About two dozen nurses came together to share their experiences from the frontlines of the COVID-19 pandemic at a recent town hall.
Source: Kyle Hooten
Minnesota nurses say that injuries related to the coronavirus vaccine are underreported as hospital administrators discourage use of the adverse reaction reporting system.
The Vaccine Adverse Event Reporting System (VAERS) is a government-administered database that health care professionals are required to use to report adverse reactions their patients have to vaccines. However, Minnesota nurses say that negative reactions to the COVID-19 vaccine are underreported as hospitals discourage their staff from recording them.
These reports that the COVID shot may be more dangerous than the public is led to believe came by way of a town hall hosted by Rep. Erik Mortensen on Friday. The town hall was comprised of about two dozen nurses who came together to share their experiences working with the vaccine. Alpha News provided a livestream of the event.
One of the nurses who spoke out said that her and her friends at other hospitals are “seeing more reactions with their patients post-vaccination than they’re seeing COVID patients.” This statement generated broad agreement from many of the other nurses who seem to have witnessed this same trend.
Meanwhile, this nurse said her and her associates are “laughed at for bringing it [the side effects] up … There’s such an insane sense of bullying going on that people aren’t even wanting to speak up.”
In addition to the anti-reporting social climate, the nurse explained that another confounding factor is how it takes half an hour to make a VAERS report. She said this makes it nearly impossible for understaffed, overburdened health care workers to find time to log each adverse reaction they see.
“The nurses are being discouraged from reporting it because first of all it takes about 30 minutes to report on VAERS,” she said. For every report that exists, somebody “had to take 30 minutes out of their day to put that in and risk people walking by, seeing them doing this and belittling them,” the nurse added.
“I would say that the VAERS reports hold a lot of clout because whoever put that in took their time to put that in,” the nurse concluded, responding to those who claim that VAERS data is unreliable since anyone can file a report.
“I’m an ER nurse and I see all the strokes, the heart attacks, it is blatantly obvious what they [the vaccines] are causing, blatantly obvious,” a second nurse said at the town hall.
“I don’t even know what to do with this,” said a third nurse, who is responsible for interacting with patients who call in to report the symptoms they’re having post-vaccination. She reported that the range of adverse reactions is broad and there are so many callers her line is overwhelmed.
“I don’t know what to do so we send them to the emergency department and it gets written off and I don’t know what happens with the VAERS report,” she said.

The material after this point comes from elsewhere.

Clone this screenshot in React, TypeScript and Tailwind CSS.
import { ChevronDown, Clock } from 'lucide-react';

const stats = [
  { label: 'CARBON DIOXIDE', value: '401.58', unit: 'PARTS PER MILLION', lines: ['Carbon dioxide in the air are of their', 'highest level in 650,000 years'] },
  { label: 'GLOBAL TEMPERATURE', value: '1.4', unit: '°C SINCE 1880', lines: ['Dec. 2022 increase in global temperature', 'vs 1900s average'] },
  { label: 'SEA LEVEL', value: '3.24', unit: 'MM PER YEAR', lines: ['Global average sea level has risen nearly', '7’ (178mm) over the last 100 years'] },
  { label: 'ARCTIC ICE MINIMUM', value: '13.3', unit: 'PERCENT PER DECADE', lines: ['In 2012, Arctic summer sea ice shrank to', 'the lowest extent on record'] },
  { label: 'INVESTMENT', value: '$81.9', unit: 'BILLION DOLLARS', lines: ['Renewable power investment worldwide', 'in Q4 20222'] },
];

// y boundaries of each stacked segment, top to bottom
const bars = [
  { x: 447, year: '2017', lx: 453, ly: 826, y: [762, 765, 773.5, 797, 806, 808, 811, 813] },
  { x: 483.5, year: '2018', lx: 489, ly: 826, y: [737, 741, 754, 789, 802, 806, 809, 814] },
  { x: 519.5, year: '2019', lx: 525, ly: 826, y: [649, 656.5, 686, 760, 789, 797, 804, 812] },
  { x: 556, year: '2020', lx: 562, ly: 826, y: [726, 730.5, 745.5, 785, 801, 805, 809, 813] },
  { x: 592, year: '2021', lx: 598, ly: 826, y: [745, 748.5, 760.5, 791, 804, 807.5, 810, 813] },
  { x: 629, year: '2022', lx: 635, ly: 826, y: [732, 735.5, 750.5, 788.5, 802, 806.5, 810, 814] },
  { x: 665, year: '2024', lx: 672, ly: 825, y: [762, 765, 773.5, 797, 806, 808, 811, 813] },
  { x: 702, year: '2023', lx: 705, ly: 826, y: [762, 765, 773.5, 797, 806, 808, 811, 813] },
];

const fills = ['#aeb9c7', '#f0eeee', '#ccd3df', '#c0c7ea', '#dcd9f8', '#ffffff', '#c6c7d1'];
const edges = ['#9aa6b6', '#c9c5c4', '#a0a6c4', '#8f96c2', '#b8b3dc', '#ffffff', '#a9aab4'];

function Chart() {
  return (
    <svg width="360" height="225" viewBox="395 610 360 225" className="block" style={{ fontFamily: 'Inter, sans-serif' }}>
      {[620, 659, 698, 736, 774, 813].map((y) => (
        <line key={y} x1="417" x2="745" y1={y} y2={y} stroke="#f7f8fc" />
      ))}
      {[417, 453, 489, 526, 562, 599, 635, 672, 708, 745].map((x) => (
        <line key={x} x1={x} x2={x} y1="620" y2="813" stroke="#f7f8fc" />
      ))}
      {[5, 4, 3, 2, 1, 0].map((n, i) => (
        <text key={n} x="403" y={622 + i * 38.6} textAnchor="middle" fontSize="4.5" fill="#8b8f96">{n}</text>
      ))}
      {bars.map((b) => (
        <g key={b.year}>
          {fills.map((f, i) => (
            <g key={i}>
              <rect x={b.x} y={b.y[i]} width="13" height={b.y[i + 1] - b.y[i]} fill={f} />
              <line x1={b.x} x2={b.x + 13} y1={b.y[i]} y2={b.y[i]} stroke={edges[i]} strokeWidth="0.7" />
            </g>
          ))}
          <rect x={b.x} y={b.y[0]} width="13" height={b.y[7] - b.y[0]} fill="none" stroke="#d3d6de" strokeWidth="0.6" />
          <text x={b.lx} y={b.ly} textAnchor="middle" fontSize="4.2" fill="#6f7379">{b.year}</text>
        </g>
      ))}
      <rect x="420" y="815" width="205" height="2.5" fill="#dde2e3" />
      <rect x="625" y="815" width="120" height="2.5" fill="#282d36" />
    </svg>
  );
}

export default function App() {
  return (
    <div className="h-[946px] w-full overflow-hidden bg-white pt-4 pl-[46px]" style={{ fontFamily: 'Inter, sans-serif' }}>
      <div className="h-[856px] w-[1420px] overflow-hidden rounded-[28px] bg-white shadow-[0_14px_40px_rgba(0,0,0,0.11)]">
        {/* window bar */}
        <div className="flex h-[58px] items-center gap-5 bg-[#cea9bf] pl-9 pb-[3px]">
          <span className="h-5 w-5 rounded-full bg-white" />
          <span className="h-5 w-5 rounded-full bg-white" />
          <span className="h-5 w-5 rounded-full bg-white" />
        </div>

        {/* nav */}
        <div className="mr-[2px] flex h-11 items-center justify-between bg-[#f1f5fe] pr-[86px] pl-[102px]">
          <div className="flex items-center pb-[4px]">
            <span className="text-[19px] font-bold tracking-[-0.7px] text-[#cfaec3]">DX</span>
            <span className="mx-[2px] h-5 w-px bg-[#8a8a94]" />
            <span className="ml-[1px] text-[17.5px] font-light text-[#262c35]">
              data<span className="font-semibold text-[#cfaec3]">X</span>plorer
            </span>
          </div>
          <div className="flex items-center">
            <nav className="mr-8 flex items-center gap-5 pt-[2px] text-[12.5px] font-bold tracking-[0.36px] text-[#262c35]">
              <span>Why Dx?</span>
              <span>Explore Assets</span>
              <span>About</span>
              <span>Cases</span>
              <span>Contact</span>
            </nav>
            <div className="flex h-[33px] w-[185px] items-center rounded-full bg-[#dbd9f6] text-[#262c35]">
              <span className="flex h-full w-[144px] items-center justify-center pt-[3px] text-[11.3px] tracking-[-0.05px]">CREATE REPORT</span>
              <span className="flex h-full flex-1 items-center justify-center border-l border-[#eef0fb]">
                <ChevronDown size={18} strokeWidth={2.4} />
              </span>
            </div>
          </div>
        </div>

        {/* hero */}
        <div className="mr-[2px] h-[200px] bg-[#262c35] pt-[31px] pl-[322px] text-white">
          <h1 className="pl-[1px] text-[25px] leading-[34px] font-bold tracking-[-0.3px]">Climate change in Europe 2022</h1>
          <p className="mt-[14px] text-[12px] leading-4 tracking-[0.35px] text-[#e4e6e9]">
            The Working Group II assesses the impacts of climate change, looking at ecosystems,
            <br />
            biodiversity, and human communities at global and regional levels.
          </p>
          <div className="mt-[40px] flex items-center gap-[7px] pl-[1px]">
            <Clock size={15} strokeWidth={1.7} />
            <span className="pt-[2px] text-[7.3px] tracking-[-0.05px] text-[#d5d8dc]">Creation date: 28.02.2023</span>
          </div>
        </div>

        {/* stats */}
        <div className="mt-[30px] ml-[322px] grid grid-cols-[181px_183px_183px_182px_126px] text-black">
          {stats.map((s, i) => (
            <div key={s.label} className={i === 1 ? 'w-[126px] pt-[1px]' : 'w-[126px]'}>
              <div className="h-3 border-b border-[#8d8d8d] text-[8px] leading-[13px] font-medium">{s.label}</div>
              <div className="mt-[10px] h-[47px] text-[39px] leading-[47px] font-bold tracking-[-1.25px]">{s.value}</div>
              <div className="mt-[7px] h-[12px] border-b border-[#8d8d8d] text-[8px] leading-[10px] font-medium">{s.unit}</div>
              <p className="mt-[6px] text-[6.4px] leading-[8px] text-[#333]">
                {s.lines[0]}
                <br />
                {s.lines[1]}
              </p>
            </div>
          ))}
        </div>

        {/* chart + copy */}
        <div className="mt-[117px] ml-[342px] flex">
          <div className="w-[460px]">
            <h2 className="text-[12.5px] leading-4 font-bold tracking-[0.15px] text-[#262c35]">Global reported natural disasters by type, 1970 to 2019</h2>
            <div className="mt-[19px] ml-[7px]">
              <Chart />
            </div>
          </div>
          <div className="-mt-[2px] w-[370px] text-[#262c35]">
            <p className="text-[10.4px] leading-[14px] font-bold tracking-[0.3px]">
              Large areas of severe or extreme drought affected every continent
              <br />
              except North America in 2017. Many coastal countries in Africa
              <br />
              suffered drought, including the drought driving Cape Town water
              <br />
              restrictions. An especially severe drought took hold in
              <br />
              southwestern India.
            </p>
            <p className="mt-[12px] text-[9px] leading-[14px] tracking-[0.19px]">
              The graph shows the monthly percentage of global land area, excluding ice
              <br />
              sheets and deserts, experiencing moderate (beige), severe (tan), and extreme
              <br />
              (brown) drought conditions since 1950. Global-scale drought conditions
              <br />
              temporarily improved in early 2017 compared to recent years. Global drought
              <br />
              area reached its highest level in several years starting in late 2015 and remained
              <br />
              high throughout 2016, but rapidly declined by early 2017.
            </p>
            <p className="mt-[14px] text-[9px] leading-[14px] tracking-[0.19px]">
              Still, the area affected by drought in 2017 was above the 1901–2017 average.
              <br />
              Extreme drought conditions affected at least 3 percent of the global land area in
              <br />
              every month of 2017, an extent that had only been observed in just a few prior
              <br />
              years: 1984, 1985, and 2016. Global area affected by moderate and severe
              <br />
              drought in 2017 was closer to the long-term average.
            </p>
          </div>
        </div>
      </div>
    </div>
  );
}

When this nurse raised concerns to the doctors at her institution about how many people seem to be dying after getting the shot, she said she received the following response: “The death number is wrong but most importantly the death number is related to death after they receive the vaccine. In other words the vaccine didn’t cause the death but was given in a time frame where death was reported.”
Another nurse also said she got a concerning email from her hospital instructing her not to report whether or not new cases of the virus are occurring in patients who have been vaccinated.
“We were also at one point reporting positive COVID cases of people that were vaccinated,” the nurse explained. “Two, three short weeks later [we got a] mass email that said we don’t want to know anymore whether they’re vaccinated or not.”
“Why don’t you want to know whether this vaccine is working?” she asked.
Many of those in attendance, including Mortensen, shared anecdotes about people they know who have suffered injuries post-shot.
Apparently, health care workers have become so accustomed to seeing reactions occur that vaccine hesitancy is somewhat common. “You have health care systems that have very minimal people vaccinated. They want to tell you that they’re fully vaccinated — they are not,” one nurse reported.
The nurses who are warry of receiving the vaccine also have some data to back them up. Use of the swine flu vaccine was discontinued in 1976 after about .001% of recipients responded poorly to the injection. According to a CDC report from the beginning of this year, VAERS shows that about .005% of COVID vaccine recipients suffer a serous reaction, .05% suffer a non-serious reaction and .0001% die. Although this death rate is fortunately very low, the rate of severe reactions is magnitudes higher than that of the swine flu vaccine that was deemed too unsafe for public consumption.